— What you are asked to do —
Where the data below has the string "React", return the whole line.

— Raw data —
•••

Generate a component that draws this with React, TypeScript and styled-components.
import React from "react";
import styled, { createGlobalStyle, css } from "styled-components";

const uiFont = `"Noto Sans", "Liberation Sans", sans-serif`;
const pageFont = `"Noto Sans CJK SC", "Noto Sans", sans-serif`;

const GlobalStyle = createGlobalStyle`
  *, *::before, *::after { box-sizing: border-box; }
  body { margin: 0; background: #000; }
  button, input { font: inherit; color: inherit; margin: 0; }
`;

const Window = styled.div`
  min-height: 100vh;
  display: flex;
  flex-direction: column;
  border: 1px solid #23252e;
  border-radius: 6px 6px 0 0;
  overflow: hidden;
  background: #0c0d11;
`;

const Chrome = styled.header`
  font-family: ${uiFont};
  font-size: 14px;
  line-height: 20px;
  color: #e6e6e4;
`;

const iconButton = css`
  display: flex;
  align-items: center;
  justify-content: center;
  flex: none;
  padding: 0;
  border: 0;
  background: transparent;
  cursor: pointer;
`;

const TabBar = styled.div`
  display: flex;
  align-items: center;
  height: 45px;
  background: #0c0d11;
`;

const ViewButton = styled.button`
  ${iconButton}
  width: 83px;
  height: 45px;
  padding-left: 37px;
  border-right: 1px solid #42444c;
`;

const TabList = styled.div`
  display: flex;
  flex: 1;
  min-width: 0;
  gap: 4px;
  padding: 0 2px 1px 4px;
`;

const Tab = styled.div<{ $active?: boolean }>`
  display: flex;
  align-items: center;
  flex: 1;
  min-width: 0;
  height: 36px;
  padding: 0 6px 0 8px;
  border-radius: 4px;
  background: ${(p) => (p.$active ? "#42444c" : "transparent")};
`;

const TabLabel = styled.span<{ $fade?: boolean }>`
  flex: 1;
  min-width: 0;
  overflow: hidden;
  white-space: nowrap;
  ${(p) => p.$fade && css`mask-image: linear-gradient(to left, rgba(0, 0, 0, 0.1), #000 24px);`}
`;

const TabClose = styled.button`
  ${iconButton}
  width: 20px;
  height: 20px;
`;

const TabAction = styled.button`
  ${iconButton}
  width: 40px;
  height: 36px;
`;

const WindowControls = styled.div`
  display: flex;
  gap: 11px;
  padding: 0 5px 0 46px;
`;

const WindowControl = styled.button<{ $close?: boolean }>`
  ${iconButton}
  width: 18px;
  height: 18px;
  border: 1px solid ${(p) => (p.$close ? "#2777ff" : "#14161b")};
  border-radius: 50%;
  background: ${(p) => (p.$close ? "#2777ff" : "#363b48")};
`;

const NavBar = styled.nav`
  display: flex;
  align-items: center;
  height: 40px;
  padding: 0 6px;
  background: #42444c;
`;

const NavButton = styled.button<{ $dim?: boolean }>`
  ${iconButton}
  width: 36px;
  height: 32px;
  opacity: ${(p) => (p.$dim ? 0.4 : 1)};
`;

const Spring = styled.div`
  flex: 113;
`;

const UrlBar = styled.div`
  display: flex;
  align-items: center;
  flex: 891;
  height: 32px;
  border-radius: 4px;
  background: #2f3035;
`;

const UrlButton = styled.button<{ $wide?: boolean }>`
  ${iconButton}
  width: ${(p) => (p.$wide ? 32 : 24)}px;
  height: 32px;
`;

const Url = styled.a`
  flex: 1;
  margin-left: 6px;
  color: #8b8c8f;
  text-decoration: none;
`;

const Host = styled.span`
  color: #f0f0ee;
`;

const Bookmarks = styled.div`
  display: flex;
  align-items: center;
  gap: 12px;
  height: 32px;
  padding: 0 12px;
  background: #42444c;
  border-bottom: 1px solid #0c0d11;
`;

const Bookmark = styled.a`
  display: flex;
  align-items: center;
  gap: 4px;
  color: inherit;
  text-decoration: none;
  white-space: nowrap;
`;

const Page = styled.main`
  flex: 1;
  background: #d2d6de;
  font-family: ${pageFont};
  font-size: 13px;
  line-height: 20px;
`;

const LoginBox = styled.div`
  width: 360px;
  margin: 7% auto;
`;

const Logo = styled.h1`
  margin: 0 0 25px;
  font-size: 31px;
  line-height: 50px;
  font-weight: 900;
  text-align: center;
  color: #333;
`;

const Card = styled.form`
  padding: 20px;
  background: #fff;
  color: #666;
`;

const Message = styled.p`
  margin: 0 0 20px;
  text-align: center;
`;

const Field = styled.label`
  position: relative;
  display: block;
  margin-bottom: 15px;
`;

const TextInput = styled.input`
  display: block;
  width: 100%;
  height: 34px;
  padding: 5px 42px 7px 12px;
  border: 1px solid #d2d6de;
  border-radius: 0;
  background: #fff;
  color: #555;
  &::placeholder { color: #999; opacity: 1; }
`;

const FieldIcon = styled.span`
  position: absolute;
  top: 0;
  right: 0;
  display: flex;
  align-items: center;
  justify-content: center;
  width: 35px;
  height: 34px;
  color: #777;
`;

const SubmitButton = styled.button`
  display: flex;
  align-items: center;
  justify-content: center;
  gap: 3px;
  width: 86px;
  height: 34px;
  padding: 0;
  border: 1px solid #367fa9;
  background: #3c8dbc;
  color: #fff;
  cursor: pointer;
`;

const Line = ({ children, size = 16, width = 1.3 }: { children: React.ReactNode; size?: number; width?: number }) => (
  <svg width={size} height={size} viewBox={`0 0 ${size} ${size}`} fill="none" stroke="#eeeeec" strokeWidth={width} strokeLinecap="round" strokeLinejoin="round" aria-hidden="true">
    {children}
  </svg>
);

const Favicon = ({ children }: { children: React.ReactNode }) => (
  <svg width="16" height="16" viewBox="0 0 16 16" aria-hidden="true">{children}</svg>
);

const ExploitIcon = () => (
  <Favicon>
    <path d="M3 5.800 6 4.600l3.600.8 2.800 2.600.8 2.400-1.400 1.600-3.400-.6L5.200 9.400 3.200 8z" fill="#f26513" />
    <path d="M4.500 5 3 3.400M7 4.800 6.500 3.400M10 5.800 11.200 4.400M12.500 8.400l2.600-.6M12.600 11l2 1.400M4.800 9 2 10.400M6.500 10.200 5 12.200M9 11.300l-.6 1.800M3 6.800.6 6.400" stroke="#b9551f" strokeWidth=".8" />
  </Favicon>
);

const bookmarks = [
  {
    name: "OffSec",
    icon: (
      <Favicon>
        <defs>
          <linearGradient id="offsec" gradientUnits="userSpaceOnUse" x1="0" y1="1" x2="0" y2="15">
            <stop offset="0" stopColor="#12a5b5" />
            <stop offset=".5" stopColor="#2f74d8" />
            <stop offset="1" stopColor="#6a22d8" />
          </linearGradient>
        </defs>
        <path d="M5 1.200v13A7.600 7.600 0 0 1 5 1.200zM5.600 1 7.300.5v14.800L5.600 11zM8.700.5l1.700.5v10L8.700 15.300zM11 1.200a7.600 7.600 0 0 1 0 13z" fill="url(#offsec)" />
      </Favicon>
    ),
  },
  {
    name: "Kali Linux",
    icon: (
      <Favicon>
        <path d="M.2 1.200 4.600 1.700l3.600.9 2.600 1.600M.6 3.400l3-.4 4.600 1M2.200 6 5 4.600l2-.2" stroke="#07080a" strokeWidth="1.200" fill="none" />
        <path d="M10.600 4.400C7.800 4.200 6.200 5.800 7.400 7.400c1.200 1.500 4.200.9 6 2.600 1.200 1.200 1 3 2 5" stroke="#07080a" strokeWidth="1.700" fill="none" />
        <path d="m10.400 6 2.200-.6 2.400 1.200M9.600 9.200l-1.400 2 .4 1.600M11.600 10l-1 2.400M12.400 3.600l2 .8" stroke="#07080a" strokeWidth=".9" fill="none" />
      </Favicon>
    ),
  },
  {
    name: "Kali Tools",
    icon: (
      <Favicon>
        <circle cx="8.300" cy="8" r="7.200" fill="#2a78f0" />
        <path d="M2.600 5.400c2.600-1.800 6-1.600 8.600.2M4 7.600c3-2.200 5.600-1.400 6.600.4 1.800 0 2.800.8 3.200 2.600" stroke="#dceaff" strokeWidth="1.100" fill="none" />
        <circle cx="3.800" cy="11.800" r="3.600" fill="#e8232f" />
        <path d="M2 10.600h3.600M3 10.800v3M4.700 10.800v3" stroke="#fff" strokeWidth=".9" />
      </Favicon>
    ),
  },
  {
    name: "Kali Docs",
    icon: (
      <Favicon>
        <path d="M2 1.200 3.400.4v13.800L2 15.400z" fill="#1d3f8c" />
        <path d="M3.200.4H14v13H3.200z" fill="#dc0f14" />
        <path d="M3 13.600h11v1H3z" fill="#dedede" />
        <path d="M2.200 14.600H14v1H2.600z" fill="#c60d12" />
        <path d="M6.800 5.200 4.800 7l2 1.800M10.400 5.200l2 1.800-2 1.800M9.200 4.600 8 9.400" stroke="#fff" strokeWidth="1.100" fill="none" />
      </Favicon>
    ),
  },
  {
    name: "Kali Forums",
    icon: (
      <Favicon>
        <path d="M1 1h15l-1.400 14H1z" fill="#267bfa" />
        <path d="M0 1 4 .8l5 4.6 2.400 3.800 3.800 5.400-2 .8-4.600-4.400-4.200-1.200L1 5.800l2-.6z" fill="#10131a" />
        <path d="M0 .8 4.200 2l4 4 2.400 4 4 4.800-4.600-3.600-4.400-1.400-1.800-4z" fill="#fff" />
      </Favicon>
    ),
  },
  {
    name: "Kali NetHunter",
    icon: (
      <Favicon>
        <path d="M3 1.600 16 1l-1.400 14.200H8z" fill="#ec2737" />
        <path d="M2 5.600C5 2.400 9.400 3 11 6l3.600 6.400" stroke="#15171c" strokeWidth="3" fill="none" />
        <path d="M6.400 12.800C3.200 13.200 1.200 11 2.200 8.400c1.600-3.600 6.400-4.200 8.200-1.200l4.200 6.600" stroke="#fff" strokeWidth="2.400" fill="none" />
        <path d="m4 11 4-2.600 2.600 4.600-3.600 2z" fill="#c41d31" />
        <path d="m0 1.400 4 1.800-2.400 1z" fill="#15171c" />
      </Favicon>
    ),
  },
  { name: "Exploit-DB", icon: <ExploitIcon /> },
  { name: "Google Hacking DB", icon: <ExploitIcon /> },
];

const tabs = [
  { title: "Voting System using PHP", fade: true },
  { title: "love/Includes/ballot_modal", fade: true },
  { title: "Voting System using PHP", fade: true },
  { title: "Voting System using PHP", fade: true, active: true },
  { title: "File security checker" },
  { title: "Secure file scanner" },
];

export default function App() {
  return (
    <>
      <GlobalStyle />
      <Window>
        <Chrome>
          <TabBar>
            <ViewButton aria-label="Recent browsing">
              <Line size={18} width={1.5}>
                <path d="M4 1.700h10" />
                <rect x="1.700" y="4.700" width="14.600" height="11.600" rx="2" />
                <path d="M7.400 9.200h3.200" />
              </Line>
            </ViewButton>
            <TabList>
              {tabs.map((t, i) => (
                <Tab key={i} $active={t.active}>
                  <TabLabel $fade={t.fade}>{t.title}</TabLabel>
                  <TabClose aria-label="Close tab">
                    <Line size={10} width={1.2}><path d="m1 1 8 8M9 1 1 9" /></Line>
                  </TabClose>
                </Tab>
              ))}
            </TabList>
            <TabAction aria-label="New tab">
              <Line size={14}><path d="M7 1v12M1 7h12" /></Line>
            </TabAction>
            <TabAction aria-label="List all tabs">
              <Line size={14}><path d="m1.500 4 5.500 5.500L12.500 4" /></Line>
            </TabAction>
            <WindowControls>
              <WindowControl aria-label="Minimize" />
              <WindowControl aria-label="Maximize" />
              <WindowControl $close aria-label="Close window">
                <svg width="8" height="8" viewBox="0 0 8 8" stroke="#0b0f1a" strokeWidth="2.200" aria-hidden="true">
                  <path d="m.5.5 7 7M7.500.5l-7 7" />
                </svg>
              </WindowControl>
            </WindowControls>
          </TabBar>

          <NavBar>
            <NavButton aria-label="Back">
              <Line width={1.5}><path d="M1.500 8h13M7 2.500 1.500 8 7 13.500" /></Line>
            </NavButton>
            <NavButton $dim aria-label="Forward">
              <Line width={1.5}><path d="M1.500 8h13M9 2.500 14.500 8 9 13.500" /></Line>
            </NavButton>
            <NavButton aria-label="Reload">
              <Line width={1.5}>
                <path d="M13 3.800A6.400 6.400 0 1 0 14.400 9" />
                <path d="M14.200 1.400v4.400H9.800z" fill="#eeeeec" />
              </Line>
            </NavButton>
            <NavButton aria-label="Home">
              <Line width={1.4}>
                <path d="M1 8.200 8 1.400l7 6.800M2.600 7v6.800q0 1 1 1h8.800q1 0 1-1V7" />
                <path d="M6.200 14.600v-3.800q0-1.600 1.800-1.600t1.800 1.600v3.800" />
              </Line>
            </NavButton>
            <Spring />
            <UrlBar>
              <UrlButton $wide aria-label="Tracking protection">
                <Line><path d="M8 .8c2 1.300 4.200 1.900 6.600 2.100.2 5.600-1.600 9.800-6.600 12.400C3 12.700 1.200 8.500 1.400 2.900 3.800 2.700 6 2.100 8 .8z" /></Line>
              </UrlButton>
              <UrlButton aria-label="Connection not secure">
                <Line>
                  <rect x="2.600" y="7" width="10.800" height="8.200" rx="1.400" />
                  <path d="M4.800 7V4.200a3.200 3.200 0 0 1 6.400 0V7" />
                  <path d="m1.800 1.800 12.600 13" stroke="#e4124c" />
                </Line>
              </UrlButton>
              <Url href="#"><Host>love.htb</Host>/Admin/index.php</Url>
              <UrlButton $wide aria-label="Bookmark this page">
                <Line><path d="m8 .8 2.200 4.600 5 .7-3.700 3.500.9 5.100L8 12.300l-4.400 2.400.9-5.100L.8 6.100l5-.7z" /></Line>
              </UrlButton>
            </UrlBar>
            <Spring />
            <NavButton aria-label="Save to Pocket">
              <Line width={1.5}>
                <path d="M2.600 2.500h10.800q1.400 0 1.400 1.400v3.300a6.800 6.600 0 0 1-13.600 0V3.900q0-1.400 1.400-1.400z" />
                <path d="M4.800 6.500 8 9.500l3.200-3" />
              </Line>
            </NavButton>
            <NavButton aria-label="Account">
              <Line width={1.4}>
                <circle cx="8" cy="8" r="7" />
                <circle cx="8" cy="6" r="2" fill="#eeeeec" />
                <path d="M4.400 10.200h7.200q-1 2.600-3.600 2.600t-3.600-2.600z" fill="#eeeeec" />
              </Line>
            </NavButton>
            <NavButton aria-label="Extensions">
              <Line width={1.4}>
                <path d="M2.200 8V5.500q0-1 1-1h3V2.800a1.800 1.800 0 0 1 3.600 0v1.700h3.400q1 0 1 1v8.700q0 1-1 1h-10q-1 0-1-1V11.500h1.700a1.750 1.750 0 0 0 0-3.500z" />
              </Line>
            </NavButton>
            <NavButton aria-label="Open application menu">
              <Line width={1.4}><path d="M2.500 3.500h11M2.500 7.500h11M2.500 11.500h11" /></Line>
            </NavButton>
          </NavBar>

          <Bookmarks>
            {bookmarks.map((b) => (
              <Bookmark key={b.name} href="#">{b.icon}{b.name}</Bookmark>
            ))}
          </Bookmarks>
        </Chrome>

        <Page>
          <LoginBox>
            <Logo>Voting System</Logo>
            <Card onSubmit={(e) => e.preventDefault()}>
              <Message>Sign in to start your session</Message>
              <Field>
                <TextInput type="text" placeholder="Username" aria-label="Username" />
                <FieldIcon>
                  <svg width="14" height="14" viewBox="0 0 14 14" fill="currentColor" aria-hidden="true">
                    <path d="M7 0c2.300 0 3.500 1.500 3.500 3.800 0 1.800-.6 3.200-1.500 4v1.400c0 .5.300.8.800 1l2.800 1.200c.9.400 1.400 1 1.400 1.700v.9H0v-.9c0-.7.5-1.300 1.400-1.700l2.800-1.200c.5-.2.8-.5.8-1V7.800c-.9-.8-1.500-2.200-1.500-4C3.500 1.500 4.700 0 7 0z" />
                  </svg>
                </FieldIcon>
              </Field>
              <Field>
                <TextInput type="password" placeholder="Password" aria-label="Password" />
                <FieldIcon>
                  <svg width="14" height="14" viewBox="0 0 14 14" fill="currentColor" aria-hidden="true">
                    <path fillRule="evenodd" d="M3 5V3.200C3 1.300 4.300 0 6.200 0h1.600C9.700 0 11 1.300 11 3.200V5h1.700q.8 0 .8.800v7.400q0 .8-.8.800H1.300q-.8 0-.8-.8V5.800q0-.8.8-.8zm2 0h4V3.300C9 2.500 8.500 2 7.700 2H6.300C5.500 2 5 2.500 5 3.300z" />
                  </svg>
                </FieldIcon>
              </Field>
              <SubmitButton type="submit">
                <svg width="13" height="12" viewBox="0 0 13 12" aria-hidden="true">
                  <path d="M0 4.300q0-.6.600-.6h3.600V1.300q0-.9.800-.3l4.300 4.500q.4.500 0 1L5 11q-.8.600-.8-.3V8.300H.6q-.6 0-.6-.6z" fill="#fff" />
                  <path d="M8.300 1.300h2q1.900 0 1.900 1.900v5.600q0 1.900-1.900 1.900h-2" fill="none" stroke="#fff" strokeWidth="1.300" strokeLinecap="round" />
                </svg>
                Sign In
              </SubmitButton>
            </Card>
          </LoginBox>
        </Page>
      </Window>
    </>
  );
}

•••

— The output —
Generate a component that draws this with React, TypeScript and styled-components.
import React from "react";
const Line = ({ children, size = 16, width = 1.3 }: { children: React.ReactNode; size?: number; width?: number }) => (
const Favicon = ({ children }: { children: React.ReactNode }) => (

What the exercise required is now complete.